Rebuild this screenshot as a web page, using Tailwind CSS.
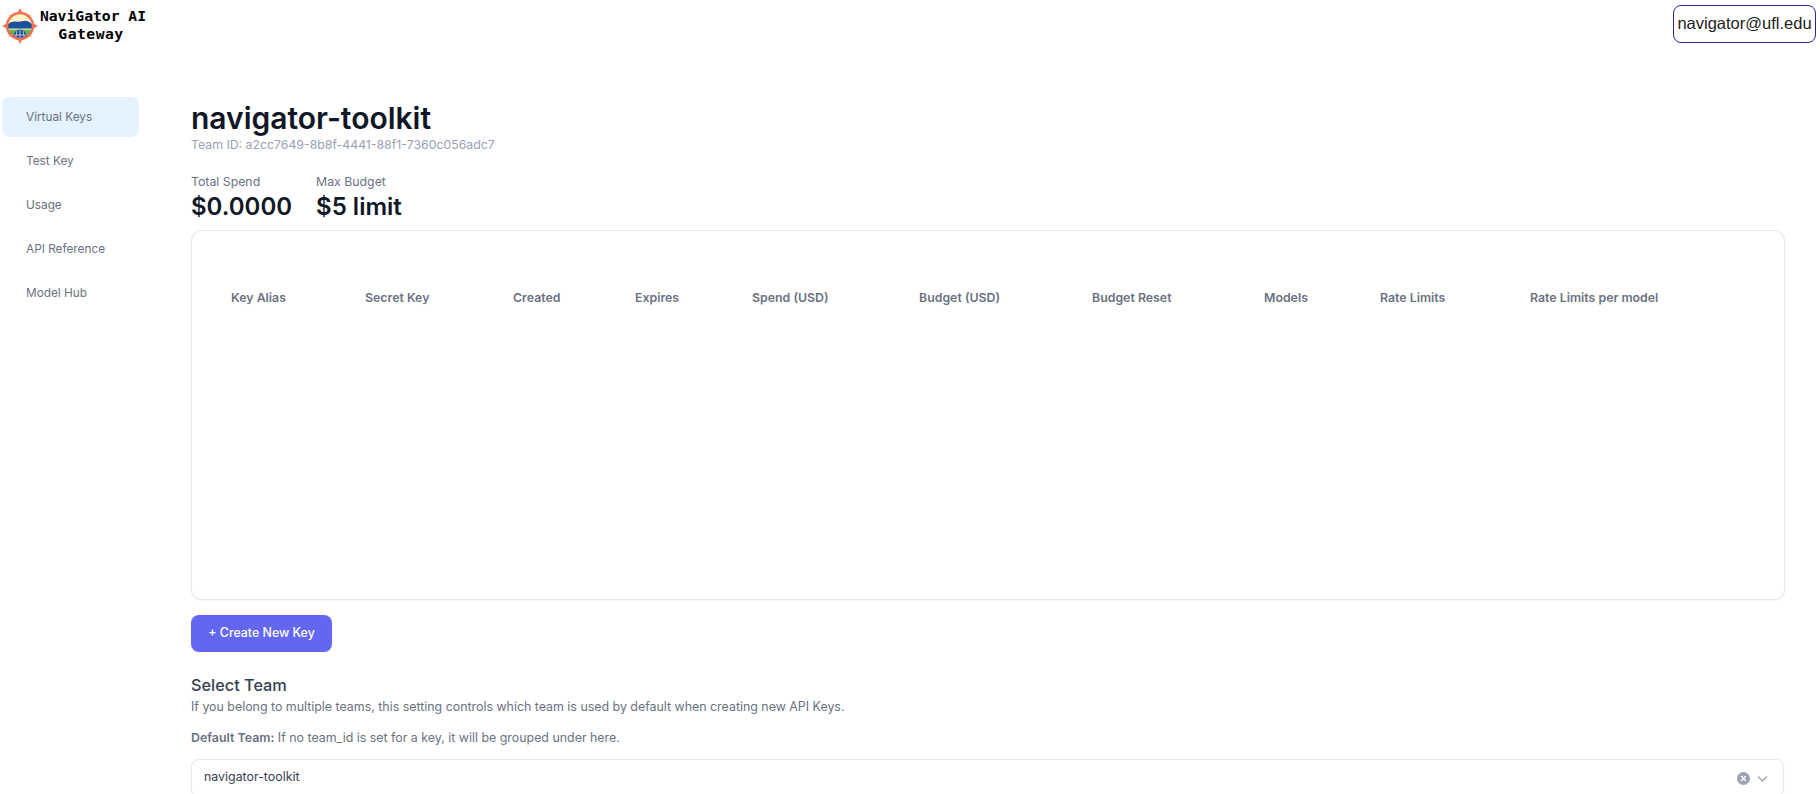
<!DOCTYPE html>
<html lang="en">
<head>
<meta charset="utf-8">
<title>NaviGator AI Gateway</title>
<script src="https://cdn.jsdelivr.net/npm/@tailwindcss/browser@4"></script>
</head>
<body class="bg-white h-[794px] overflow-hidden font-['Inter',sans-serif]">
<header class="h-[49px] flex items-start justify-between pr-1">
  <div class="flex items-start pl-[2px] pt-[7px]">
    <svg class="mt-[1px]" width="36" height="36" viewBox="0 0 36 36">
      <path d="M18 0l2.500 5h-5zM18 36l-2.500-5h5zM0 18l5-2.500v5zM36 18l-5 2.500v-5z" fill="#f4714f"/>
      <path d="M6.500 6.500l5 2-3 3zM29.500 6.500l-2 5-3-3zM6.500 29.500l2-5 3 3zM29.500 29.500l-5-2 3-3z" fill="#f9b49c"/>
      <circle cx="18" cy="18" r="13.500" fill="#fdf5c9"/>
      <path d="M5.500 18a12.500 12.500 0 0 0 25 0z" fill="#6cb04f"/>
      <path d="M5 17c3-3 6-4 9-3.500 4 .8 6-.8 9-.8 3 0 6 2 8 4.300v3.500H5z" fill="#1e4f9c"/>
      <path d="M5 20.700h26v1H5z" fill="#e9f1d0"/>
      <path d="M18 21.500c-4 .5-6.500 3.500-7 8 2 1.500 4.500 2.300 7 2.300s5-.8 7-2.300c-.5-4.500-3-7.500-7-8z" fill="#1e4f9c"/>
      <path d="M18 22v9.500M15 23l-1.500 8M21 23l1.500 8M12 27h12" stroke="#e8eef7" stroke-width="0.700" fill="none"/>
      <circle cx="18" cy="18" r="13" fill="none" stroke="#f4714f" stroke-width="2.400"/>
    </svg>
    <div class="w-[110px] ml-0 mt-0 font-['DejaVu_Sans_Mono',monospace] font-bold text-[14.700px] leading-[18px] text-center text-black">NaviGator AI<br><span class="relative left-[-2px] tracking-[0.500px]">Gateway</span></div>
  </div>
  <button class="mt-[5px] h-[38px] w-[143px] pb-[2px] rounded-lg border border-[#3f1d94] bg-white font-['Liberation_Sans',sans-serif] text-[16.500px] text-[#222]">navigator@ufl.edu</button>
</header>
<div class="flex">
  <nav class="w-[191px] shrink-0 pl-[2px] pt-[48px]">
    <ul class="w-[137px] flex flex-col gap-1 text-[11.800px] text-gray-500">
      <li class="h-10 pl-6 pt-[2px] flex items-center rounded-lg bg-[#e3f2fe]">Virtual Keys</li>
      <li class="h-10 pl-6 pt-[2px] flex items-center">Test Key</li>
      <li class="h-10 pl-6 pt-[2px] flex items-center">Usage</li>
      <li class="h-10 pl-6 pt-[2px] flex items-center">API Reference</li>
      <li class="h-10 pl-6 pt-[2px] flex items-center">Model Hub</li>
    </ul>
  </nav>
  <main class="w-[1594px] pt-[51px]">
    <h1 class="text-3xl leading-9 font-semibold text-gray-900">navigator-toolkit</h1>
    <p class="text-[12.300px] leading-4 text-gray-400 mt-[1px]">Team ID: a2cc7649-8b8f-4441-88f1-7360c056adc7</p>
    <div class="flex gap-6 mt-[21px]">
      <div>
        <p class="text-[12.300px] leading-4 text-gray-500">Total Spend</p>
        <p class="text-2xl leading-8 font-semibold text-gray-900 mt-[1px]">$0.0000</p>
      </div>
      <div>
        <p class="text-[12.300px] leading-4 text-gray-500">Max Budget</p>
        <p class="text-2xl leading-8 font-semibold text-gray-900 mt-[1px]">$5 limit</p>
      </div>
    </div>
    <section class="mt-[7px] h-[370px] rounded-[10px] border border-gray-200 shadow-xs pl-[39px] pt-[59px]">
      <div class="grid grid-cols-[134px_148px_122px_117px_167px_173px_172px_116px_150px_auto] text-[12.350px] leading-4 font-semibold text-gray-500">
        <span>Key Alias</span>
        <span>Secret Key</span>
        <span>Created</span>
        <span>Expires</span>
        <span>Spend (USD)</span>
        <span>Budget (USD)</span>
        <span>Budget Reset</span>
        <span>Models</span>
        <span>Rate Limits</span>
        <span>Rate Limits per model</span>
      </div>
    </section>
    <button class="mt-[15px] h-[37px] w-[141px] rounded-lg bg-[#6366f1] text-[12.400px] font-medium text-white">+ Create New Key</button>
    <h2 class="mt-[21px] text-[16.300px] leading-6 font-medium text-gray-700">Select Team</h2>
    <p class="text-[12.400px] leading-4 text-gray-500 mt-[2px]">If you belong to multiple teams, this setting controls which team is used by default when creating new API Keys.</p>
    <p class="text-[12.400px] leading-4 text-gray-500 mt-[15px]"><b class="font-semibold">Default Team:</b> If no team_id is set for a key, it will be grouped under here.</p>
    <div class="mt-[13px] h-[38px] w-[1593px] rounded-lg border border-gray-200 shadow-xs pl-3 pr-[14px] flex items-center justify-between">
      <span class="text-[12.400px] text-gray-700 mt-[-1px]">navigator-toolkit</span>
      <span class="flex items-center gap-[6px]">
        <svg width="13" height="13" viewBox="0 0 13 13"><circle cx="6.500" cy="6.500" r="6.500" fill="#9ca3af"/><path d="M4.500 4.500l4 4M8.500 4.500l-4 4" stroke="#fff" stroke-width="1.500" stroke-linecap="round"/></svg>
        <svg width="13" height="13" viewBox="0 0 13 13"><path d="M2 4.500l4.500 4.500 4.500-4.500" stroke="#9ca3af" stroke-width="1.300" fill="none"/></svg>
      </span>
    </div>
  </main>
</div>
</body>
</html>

### Given exercise
Quote the material word for word, dropping any images it holds.

### Result for this task
Rebuild this screenshot as a web page, using Tailwind CSS.
<!DOCTYPE html>
<html lang="en">
<head>
<meta charset="utf-8">
<title>NaviGator AI Gateway</title>
<script src="https://cdn.jsdelivr.net/npm/@tailwindcss/browser@4"></script>
</head>
<body class="bg-white h-[794px] overflow-hidden font-['Inter',sans-serif]">
<header class="h-[49px] flex items-start justify-between pr-1">
  <div class="flex items-start pl-[2px] pt-[7px]">
    <svg class="mt-[1px]" width="36" height="36" viewBox="0 0 36 36">
      <path d="M18 0l2.500 5h-5zM18 36l-2.500-5h5zM0 18l5-2.500v5zM36 18l-5 2.500v-5z" fill="#f4714f"/>
      <path d="M6.500 6.500l5 2-3 3zM29.500 6.500l-2 5-3-3zM6.500 29.500l2-5 3 3zM29.500 29.500l-5-2 3-3z" fill="#f9b49c"/>
      <circle cx="18" cy="18" r="13.500" fill="#fdf5c9"/>
      <path d="M5.500 18a12.500 12.500 0 0 0 25 0z" fill="#6cb04f"/>
      <path d="M5 17c3-3 6-4 9-3.500 4 .8 6-.8 9-.8 3 0 6 2 8 4.300v3.500H5z" fill="#1e4f9c"/>
      <path d="M5 20.700h26v1H5z" fill="#e9f1d0"/>
      <path d="M18 21.500c-4 .5-6.500 3.500-7 8 2 1.500 4.500 2.300 7 2.300s5-.8 7-2.300c-.5-4.500-3-7.500-7-8z" fill="#1e4f9c"/>
      <path d="M18 22v9.500M15 23l-1.500 8M21 23l1.500 8M12 27h12" stroke="#e8eef7" stroke-width="0.700" fill="none"/>
      <circle cx="18" cy="18" r="13" fill="none" stroke="#f4714f" stroke-width="2.400"/>
    </svg>
    <div class="w-[110px] ml-0 mt-0 font-['DejaVu_Sans_Mono',monospace] font-bold text-[14.700px] leading-[18px] text-center text-black">NaviGator AI<br><span class="relative left-[-2px] tracking-[0.500px]">Gateway</span></div>
  </div>
  <button class="mt-[5px] h-[38px] w-[143px] pb-[2px] rounded-lg border border-[#3f1d94] bg-white font-['Liberation_Sans',sans-serif] text-[16.500px] text-[#222]">navigator@ufl.edu</button>
</header>
<div class="flex">
  <nav class="w-[191px] shrink-0 pl-[2px] pt-[48px]">
    <ul class="w-[137px] flex flex-col gap-1 text-[11.800px] text-gray-500">
      <li class="h-10 pl-6 pt-[2px] flex items-center rounded-lg bg-[#e3f2fe]">Virtual Keys</li>
      <li class="h-10 pl-6 pt-[2px] flex items-center">Test Key</li>
      <li class="h-10 pl-6 pt-[2px] flex items-center">Usage</li>
      <li class="h-10 pl-6 pt-[2px] flex items-center">API Reference</li>
      <li class="h-10 pl-6 pt-[2px] flex items-center">Model Hub</li>
    </ul>
  </nav>
  <main class="w-[1594px] pt-[51px]">
    <h1 class="text-3xl leading-9 font-semibold text-gray-900">navigator-toolkit</h1>
    <p class="text-[12.300px] leading-4 text-gray-400 mt-[1px]">Team ID: a2cc7649-8b8f-4441-88f1-7360c056adc7</p>
    <div class="flex gap-6 mt-[21px]">
      <div>
        <p class="text-[12.300px] leading-4 text-gray-500">Total Spend</p>
        <p class="text-2xl leading-8 font-semibold text-gray-900 mt-[1px]">$0.0000</p>
      </div>
      <div>
        <p class="text-[12.300px] leading-4 text-gray-500">Max Budget</p>
        <p class="text-2xl leading-8 font-semibold text-gray-900 mt-[1px]">$5 limit</p>
      </div>
    </div>
    <section class="mt-[7px] h-[370px] rounded-[10px] border border-gray-200 shadow-xs pl-[39px] pt-[59px]">
      <div class="grid grid-cols-[134px_148px_122px_117px_167px_173px_172px_116px_150px_auto] text-[12.350px] leading-4 font-semibold text-gray-500">
        <span>Key Alias</span>
        <span>Secret Key</span>
        <span>Created</span>
        <span>Expires</span>
        <span>Spend (USD)</span>
        <span>Budget (USD)</span>
        <span>Budget Reset</span>
        <span>Models</span>
        <span>Rate Limits</span>
        <span>Rate Limits per model</span>
      </div>
    </section>
    <button class="mt-[15px] h-[37px] w-[141px] rounded-lg bg-[#6366f1] text-[12.400px] font-medium text-white">+ Create New Key</button>
    <h2 class="mt-[21px] text-[16.300px] leading-6 font-medium text-gray-700">Select Team</h2>
    <p class="text-[12.400px] leading-4 text-gray-500 mt-[2px]">If you belong to multiple teams, this setting controls which team is used by default when creating new API Keys.</p>
    <p class="text-[12.400px] leading-4 text-gray-500 mt-[15px]"><b class="font-semibold">Default Team:</b> If no team_id is set for a key, it will be grouped under here.</p>
    <div class="mt-[13px] h-[38px] w-[1593px] rounded-lg border border-gray-200 shadow-xs pl-3 pr-[14px] flex items-center justify-between">
      <span class="text-[12.400px] text-gray-700 mt-[-1px]">navigator-toolkit</span>
      <span class="flex items-center gap-[6px]">
        <svg width="13" height="13" viewBox="0 0 13 13"><circle cx="6.500" cy="6.500" r="6.500" fill="#9ca3af"/><path d="M4.500 4.500l4 4M8.500 4.500l-4 4" stroke="#fff" stroke-width="1.500" stroke-linecap="round"/></svg>
        <svg width="13" height="13" viewBox="0 0 13 13"><path d="M2 4.500l4.500 4.500 4.500-4.500" stroke="#9ca3af" stroke-width="1.300" fill="none"/></svg>
      </span>
    </div>
  </main>
</div>
</body>
</html>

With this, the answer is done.